Concept

Malala Yousafzai

Summary
Malala Yousafzai (, ملاله یوسفزۍ, pronunciation: məˈlaːlə jusəf ˈzəj; born 12 July 1997) is a Pakistani female education activist and the 2014 Nobel Peace Prize laureate at the age of 17. She is the world's youngest Nobel Prize laureate, the second Pakistani and the first Pashtun to receive a Nobel Prize. Yousafzai is a human rights advocate for the education of women and children in her native homeland, Swat, where the Pakistani Taliban had at times banned girls from attending school. Her advocacy has grown into an international movement, and according to former Prime Minister Shahid Khaqan Abbasi, she has become Pakistan's "most prominent citizen." The daughter of education activist Ziauddin Yousafzai, she was born to a Yusufzai Pashtun family in Swat and was named after the Afghan folk heroine Malalai of Maiwand.
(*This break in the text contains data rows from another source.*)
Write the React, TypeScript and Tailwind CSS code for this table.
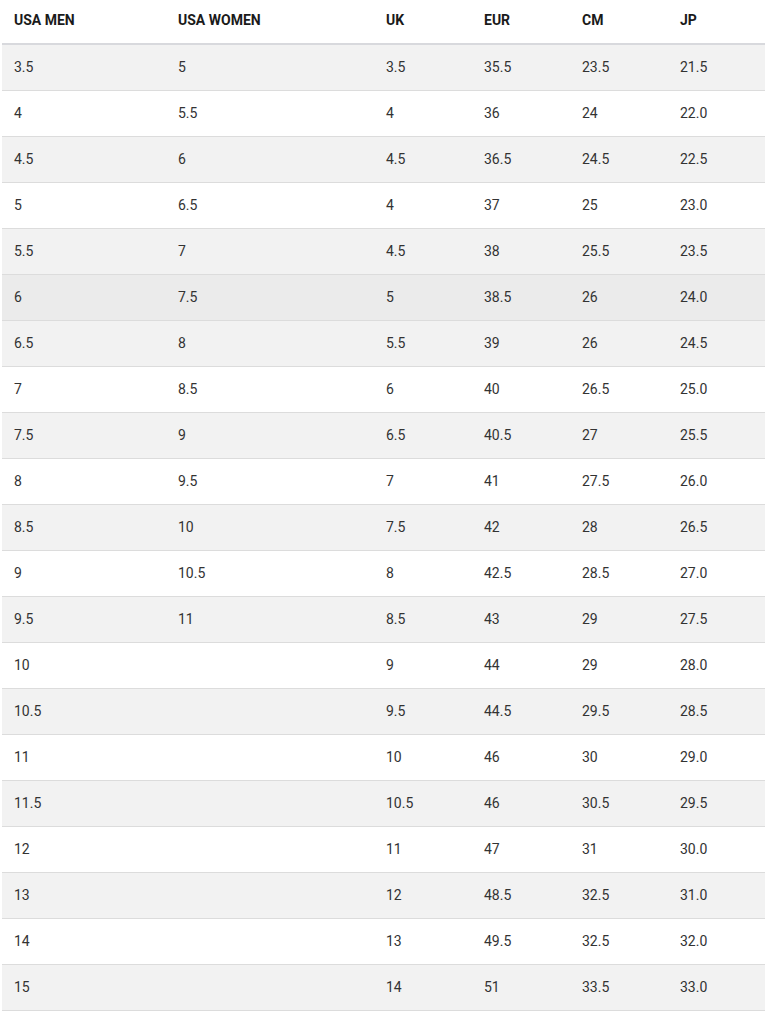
import React from "react";

const rows: string[][] = [
  ["3.5", "5", "3.5", "35.5", "23.5", "21.5"],
  ["4", "5.5", "4", "36", "24", "22.0"],
  ["4.5", "6", "4.5", "36.5", "24.5", "22.5"],
  ["5", "6.5", "4", "37", "25", "23.0"],
  ["5.5", "7", "4.5", "38", "25.5", "23.5"],
  ["6", "7.5", "5", "38.5", "26", "24.0"],
  ["6.5", "8", "5.5", "39", "26", "24.5"],
  ["7", "8.5", "6", "40", "26.5", "25.0"],
  ["7.5", "9", "6.5", "40.5", "27", "25.5"],
  ["8", "9.5", "7", "41", "27.5", "26.0"],
  ["8.5", "10", "7.5", "42", "28", "26.5"],
  ["9", "10.5", "8", "42.5", "28.5", "27.0"],
  ["9.5", "11", "8.5", "43", "29", "27.5"],
  ["10", "", "9", "44", "29", "28.0"],
  ["10.5", "", "9.5", "44.5", "29.5", "28.5"],
  ["11", "", "10", "46", "30", "29.0"],
  ["11.5", "", "10.5", "46", "30.5", "29.5"],
  ["12", "", "11", "47", "31", "30.0"],
  ["13", "", "12", "48.5", "32.5", "31.0"],
  ["14", "", "13", "49.5", "32.5", "32.0"],
  ["15", "", "14", "51", "33.5", "33.0"],
];

const headers = ["USA MEN", "USA WOMEN", "UK", "EUR", "CM", "JP"];

export default function App() {
  return (
    <div className="w-[765px] bg-white pl-[2px]" style={{ fontFamily: "Roboto, 'Liberation Sans', sans-serif" }}>
      <div className="grid grid-cols-[164px_208px_98px_98px_98px_1fr] h-[45px] items-center border-b-2 border-[#d8d9dd] text-[14px] font-bold text-[#1a1a1a]">
        {headers.map((h) => (
          <div key={h} className="pl-[12px] pb-[2px]">{h}</div>
        ))}
      </div>
      {rows.map((r, i) => {
        const bg = i === 5 ? "bg-[#ebebeb]" : i % 2 === 0 ? "bg-[#f2f2f2]" : "bg-white";
        return (
          <div
            key={i}
            className={`grid grid-cols-[164px_208px_98px_98px_98px_1fr] h-[46px] items-center border-b border-[#dcdcdc] text-[14px] text-[#333333] ${bg}`}
          >
            {r.map((c, j) => (
              <div key={j} className="pl-[12px]">{c}</div>
            ))}
          </div>
        );
      })}
    </div>
  );
}
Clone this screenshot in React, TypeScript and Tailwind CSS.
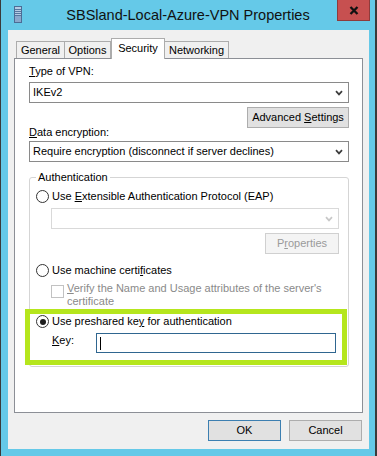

Considering Abdul Ghaffar Khan, Barack Obama, and Benazir Bhutto as her role models, she was also inspired by her father's thoughts and humanitarian work. In early 2009, when she was 11, she wrote a blog under her pseudonym Gul Makai for the BBC Urdu to detail her life during the Taliban's occupation of Swat. The following summer, journalist Adam B. Ellick made a New York Times documentary about her life as the Pakistan Armed Forces launched Operation Rah-e-Rast against the militants in Swat. She rose in prominence, giving interviews in print and on television, and was nominated for the International Children's Peace Prize by activist Desmond Tutu. On 9 October 2012, while on a bus in Swat District after taking an exam, Yousafzai and two other girls were shot by a Taliban gunman in an assassination attempt targeting her for her activism; the gunman fled the scene. She was struck in the head by a bullet and remained unconscious and in critical condition at the Rawalpindi Institute of Cardiology, but her condition later improved enough for her to be transferred to the Queen Elizabeth Hospital in Birmingham, UK. The attempt on her life sparked an international outpouring of support.